American academic administrator

Joseph Richard Reilly is an American Catholic priest and academic administrator who has served as the 22nd president of Seton Hall University since July 2024.

==Early life and education==
Reilly was born in Mountainside, New Jersey. He received his early education from Seton Hall Preparatory School. Later, he earned a bachelor’s degree in psychology from Seton Hall University in 1987. In 1991, he was ordained a Catholic priest for the Archdiocese of Newark.

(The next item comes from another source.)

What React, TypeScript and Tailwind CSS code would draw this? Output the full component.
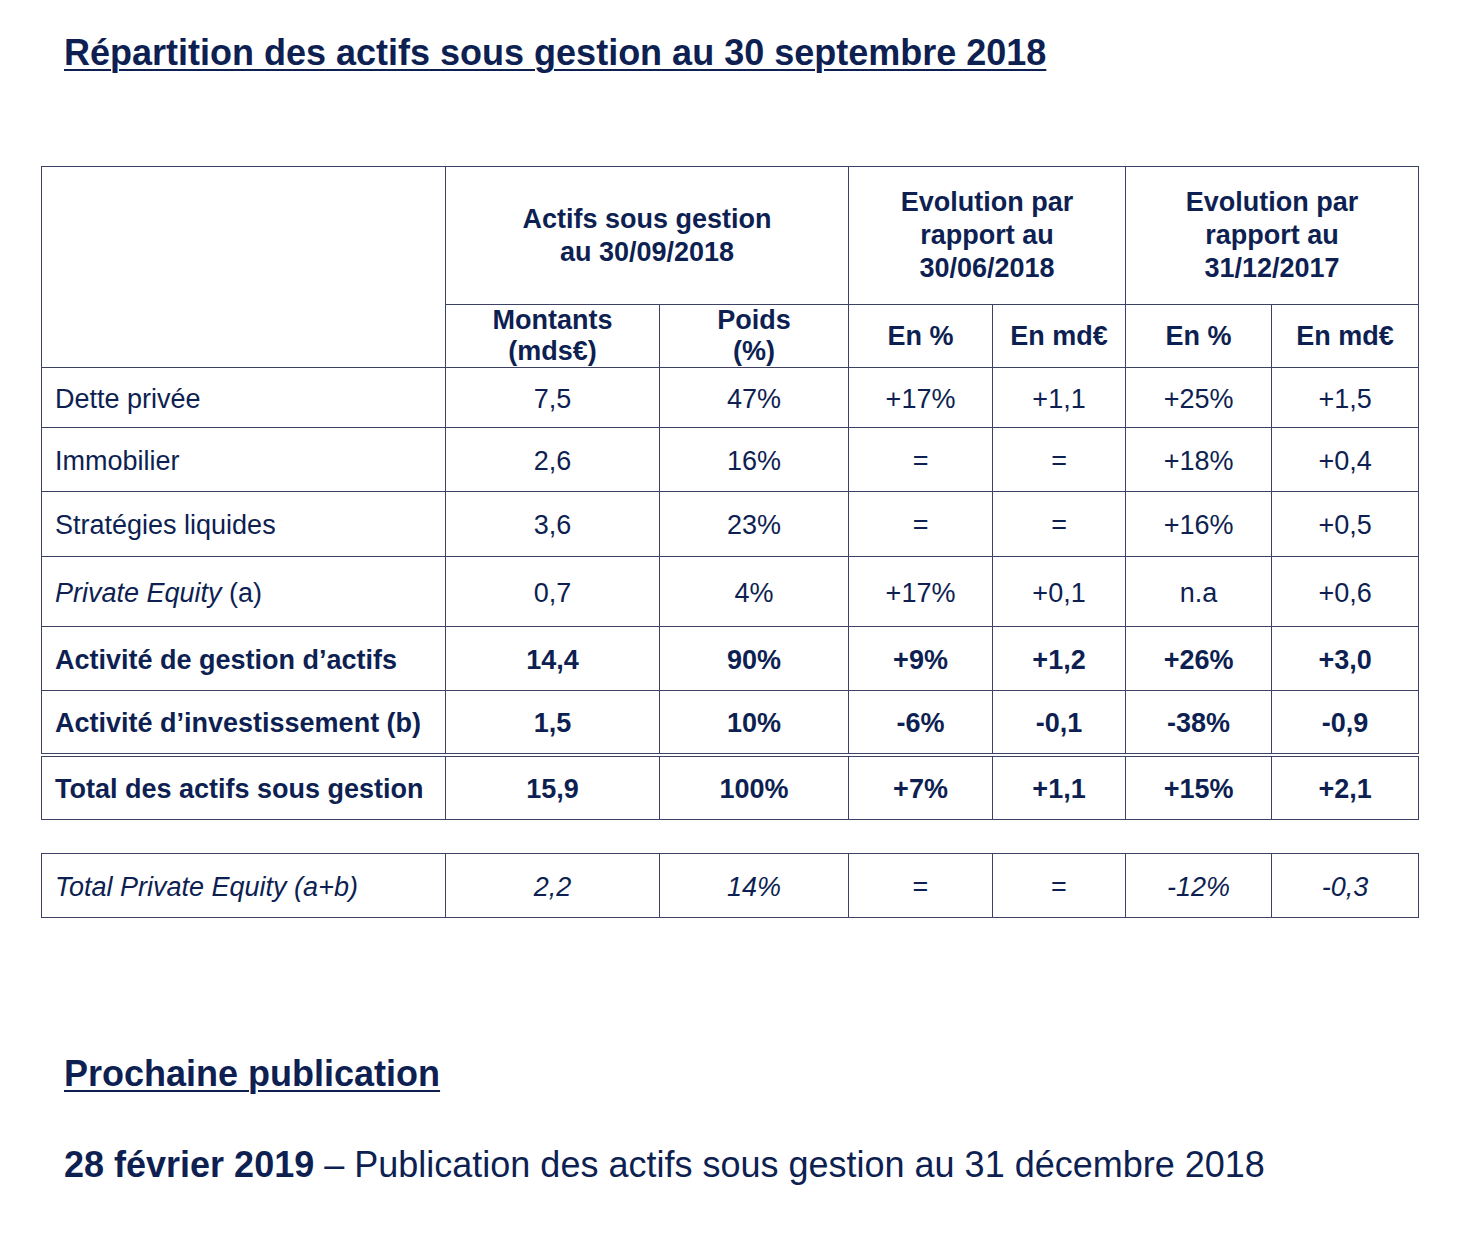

Reilly completed advanced theological studies in Rome and holds a Bachelor of Sacred Theology from the Pontifical Gregorian University and a Licentiate in Sacred Theology from the Pontificio Istituto Teresianum. In 2004, he earned a Ph.D. in educational administration from Fordham University.

==Career==
After serving as a parochial vicar at St. Paul in Ramsey and St. Andrew in Bayonne, Reilly joined Seton Hall Preparatory School in 1995 as a theology teacher and chaplain. In 2002, he was appointed rector of St. Andrew’s Hall, the undergraduate seminary at Seton Hall University. In 2012, he was appointed Rector and Dean of the Immaculate Conception Seminary School of Theology, a position he held until 2022. After a one-year sabbatical, he served as Vice Provost of Academics and Catholic Identity.

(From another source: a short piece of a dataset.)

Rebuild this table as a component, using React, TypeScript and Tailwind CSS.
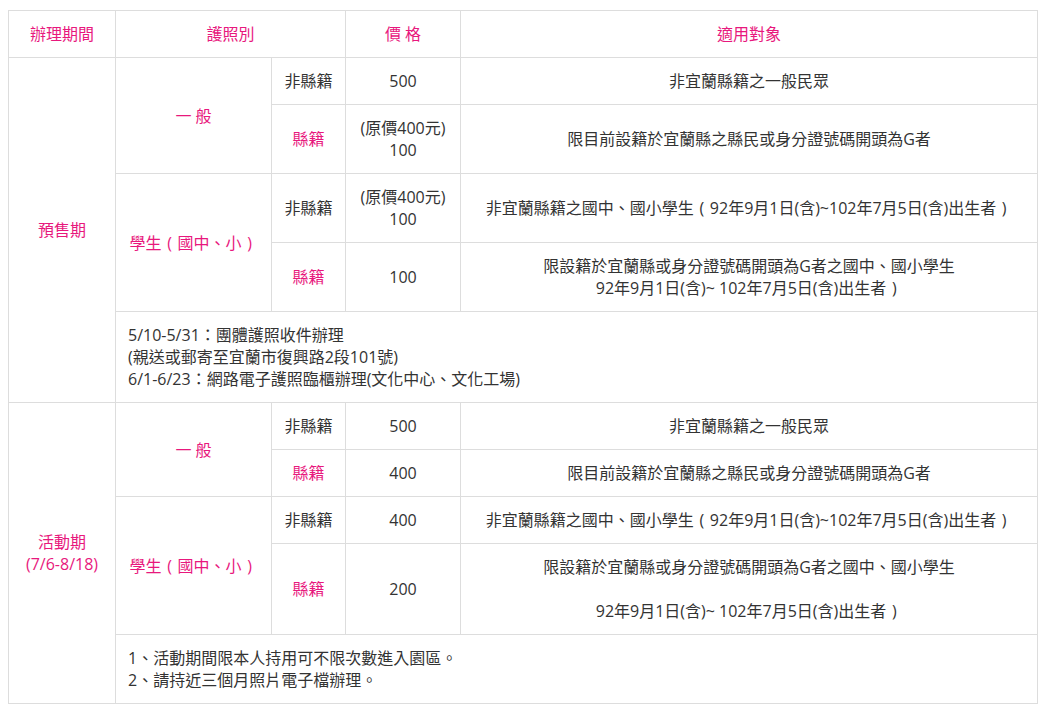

On April 2, 2024, Reilly was named the university’s 22nd president, assuming office on July 1, 2024. His appointment represented a return to the university's tradition of leadership by a priest.

Reilly has served on several boards for the Archdiocese of Newark, including the Priest Personnel Board, the Advisory Committee on Continuing Education and Ongoing Formation of Priests, and the Archdiocesan Vocations Board. He has also been a member of the Board of Trustees for Seton Hall University. For the United States Conference of Catholic Bishops, he has served on the Faithful Citizenship Strategy Committee and the Catholic Social Teaching Task Force.

==Research==
Reilly's academic work focuses on Catholic education and youth formation. His 2004 dissertation, "The phenomenology of service: A study of the effect of service on male adolescent development," examined the role of service experiences in adolescent identity formation.

==Awards and honors==
In 2005, Pope John Paul II named him a Chaplain of His Holiness, granting him the title of Monsignor. In 2015, Pope Francis selected him as a Missionary of Mercy for the Holy Year of Mercy. That same year, the Irish Voice named him to its annual Irish Education 100 list.